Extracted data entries
====

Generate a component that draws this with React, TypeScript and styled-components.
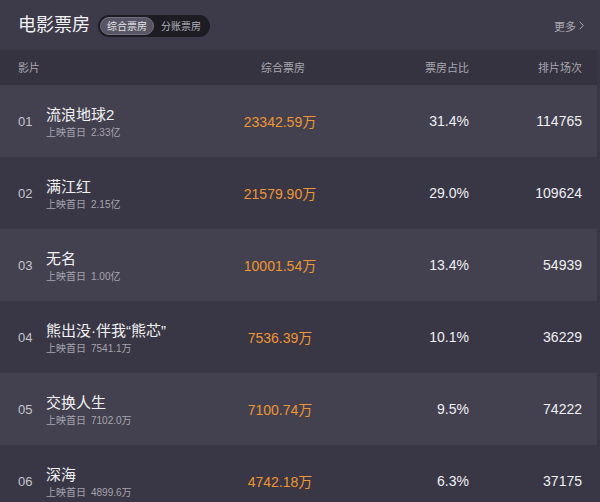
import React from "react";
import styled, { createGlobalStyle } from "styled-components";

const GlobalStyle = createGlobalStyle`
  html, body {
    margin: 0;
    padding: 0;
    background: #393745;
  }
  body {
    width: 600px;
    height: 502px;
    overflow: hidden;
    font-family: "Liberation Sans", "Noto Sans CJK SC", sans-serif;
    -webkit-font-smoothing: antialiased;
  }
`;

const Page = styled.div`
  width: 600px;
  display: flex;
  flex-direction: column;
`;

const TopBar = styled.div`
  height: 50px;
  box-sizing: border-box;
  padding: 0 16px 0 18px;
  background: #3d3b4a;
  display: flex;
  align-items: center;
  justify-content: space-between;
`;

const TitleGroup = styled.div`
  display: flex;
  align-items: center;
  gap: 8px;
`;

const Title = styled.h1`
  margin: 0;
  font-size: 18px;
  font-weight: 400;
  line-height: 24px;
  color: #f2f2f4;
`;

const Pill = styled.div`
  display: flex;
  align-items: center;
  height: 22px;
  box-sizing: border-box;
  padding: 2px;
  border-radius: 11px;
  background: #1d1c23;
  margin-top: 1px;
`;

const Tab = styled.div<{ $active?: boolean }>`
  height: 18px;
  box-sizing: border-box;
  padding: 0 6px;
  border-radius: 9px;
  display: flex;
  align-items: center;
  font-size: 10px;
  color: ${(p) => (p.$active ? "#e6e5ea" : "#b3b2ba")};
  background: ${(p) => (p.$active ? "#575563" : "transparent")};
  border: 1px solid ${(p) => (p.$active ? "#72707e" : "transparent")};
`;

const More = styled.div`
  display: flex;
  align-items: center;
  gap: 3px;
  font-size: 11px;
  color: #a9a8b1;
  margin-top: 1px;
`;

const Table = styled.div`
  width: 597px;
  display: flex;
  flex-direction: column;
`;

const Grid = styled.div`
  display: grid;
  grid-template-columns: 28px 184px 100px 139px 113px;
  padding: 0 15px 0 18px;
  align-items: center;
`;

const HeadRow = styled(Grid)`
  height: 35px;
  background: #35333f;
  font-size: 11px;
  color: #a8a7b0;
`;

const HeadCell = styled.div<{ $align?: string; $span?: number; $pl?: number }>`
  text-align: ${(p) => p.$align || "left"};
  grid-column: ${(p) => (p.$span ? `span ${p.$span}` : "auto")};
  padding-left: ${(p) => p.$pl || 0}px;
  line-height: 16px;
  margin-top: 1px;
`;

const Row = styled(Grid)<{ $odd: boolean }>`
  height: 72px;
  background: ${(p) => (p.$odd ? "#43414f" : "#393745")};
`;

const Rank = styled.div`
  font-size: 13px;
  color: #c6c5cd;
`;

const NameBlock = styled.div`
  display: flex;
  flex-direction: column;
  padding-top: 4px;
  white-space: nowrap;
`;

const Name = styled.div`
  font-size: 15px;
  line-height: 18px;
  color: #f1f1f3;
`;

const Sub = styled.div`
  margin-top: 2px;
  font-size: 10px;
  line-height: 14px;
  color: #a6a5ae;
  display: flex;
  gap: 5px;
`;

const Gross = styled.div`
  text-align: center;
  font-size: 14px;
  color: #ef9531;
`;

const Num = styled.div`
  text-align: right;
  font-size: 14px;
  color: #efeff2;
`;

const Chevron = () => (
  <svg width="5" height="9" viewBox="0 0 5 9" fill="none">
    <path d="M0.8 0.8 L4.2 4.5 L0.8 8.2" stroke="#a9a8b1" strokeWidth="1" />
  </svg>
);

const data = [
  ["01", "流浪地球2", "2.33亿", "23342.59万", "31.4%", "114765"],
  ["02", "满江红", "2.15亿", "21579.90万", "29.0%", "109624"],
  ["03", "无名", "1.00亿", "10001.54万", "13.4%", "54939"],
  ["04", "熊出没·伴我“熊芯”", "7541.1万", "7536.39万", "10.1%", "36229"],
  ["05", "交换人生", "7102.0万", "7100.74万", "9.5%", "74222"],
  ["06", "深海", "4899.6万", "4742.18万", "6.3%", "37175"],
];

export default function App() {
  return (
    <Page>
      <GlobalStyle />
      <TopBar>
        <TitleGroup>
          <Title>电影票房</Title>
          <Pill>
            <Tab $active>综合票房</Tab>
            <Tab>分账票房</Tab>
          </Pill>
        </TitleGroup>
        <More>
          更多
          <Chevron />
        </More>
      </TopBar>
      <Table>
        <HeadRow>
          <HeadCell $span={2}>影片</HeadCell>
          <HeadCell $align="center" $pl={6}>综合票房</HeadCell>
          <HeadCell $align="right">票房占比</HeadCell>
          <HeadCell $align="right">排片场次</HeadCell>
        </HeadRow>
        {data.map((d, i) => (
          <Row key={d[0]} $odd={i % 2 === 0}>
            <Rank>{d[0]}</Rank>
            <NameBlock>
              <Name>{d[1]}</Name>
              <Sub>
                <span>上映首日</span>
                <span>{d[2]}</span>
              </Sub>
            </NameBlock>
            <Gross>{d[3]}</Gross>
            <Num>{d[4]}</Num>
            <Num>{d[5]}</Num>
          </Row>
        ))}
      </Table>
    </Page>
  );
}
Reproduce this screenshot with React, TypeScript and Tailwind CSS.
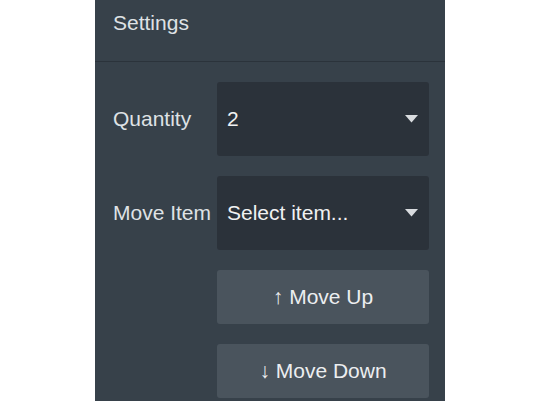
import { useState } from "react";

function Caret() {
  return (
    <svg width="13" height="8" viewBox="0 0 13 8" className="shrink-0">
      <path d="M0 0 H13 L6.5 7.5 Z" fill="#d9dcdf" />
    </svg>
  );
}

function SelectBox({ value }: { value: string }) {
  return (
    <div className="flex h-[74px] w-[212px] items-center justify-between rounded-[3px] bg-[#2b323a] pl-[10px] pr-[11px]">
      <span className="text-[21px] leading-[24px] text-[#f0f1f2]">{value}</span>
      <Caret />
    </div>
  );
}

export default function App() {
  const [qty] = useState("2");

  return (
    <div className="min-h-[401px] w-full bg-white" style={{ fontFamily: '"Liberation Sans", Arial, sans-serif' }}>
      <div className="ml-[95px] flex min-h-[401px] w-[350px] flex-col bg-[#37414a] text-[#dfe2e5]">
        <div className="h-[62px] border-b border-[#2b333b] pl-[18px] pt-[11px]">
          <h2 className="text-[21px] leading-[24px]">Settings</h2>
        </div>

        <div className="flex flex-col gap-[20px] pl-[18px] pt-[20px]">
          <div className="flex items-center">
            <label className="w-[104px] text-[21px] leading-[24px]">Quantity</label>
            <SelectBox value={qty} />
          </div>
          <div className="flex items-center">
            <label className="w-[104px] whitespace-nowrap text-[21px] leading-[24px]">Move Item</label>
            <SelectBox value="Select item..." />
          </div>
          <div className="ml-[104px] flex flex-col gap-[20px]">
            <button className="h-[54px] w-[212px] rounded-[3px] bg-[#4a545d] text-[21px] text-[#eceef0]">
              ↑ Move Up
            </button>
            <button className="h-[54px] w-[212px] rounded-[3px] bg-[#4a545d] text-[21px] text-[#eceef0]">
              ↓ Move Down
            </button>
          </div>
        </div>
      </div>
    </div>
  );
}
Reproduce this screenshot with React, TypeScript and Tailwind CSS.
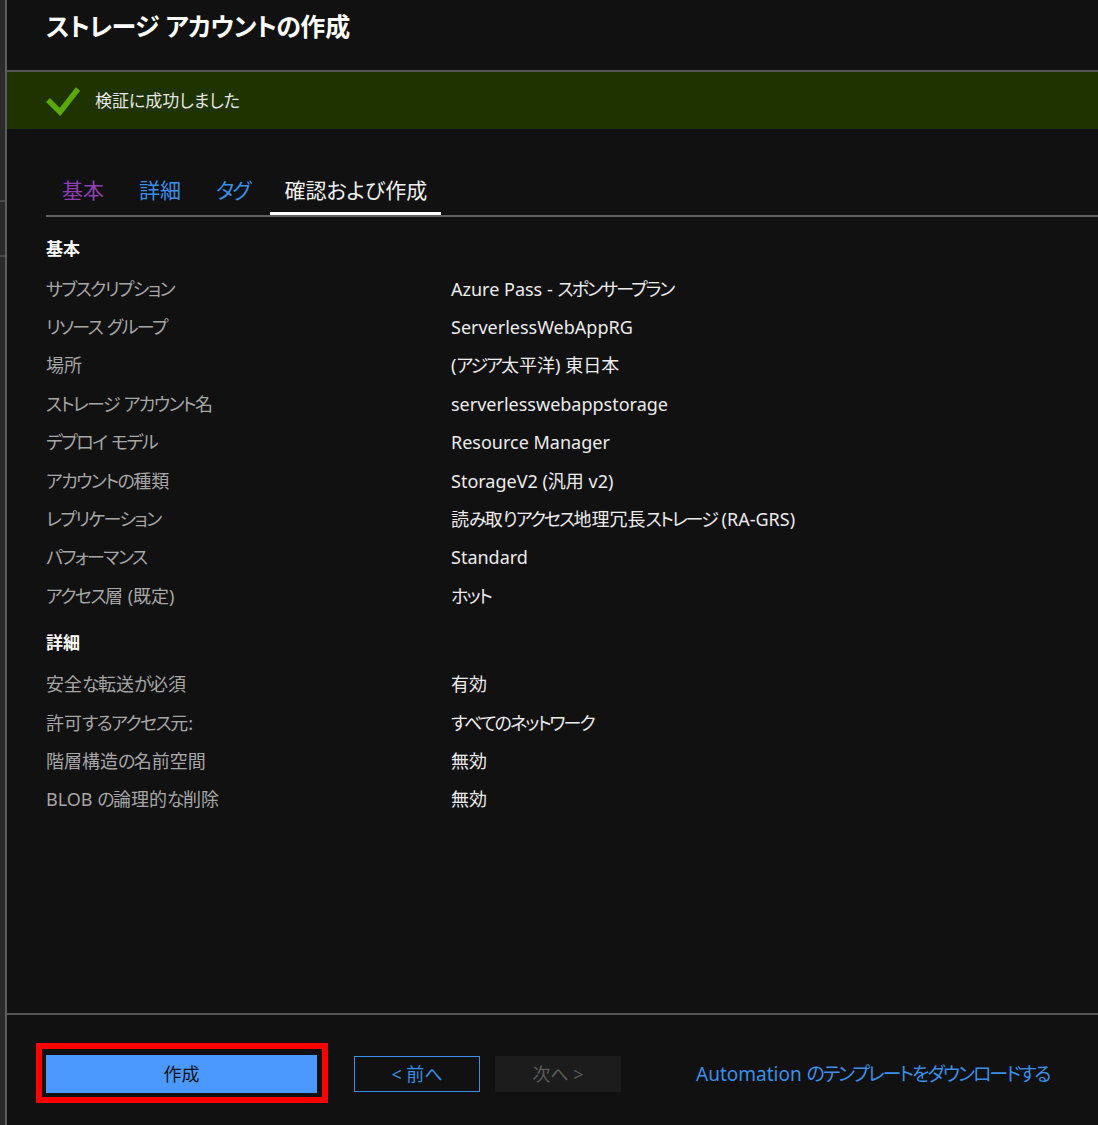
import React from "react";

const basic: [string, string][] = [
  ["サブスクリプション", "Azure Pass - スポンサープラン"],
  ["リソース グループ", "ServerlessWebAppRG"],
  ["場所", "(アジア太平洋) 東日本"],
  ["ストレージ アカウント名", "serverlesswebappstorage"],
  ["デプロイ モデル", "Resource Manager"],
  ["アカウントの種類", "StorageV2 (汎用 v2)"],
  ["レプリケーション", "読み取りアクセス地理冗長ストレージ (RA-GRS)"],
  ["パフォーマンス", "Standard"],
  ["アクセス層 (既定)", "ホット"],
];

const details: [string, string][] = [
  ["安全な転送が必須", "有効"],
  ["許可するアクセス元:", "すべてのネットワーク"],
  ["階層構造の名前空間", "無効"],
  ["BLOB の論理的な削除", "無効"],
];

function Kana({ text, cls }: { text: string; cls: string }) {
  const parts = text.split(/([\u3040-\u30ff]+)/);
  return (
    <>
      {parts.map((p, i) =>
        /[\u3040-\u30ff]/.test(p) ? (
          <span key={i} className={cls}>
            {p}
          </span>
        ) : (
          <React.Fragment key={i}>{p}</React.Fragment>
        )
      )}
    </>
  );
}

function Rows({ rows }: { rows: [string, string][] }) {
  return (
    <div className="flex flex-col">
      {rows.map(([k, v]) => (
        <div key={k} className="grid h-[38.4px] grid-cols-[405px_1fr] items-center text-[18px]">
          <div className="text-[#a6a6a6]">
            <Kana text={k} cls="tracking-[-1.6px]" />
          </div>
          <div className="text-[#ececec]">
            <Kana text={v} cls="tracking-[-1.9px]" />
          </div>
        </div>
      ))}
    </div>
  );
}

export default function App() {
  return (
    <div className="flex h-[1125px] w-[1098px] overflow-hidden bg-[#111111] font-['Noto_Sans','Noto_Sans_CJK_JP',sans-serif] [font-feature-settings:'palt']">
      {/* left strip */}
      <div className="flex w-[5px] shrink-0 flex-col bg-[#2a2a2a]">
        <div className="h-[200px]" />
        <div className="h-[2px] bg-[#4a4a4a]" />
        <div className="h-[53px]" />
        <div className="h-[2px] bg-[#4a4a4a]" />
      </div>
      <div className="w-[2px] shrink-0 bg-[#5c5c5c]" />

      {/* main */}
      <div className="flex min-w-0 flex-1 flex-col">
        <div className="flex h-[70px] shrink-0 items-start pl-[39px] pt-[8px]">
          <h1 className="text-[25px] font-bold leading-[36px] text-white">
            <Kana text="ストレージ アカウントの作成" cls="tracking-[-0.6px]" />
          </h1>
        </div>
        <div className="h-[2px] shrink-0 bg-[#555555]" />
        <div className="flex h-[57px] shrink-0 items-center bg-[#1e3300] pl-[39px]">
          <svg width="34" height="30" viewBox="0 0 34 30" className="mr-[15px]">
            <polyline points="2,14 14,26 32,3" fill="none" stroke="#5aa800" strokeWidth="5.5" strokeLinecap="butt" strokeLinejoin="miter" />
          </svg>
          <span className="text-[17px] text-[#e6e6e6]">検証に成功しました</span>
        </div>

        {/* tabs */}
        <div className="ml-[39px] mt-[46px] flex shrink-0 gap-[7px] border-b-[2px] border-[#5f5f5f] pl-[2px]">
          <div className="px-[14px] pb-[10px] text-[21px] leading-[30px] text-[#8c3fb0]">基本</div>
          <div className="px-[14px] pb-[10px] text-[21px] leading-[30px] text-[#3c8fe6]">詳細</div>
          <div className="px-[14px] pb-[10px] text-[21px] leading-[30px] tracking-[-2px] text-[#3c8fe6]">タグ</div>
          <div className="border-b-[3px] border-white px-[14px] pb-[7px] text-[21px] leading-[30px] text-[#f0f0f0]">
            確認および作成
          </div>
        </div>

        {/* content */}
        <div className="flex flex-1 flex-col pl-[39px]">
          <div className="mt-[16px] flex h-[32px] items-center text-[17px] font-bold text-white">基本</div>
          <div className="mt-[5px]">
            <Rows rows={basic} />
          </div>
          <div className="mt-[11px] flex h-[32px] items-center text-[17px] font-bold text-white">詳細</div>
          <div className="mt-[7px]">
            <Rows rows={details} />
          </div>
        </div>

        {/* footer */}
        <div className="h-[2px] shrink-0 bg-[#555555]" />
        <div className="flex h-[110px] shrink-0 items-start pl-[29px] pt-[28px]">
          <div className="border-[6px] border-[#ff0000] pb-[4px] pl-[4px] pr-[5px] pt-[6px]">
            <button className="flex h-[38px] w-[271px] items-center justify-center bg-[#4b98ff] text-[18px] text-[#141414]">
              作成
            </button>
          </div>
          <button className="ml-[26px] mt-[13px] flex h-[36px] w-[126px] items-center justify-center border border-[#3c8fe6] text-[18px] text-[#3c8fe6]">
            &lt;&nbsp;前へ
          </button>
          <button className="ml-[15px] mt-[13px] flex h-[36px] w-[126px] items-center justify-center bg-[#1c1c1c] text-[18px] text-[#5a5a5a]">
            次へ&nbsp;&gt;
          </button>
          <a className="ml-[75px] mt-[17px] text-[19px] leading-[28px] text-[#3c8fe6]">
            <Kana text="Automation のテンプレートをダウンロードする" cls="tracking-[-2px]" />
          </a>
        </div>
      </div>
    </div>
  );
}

====

> **SHORT TASK**: Which lines in the listing above hold the word "components"? Show each of them.

> **EXPECTED ANSWER**:
Generate a component that draws this with React, TypeScript and styled-components.
import styled, { createGlobalStyle } from "styled-components";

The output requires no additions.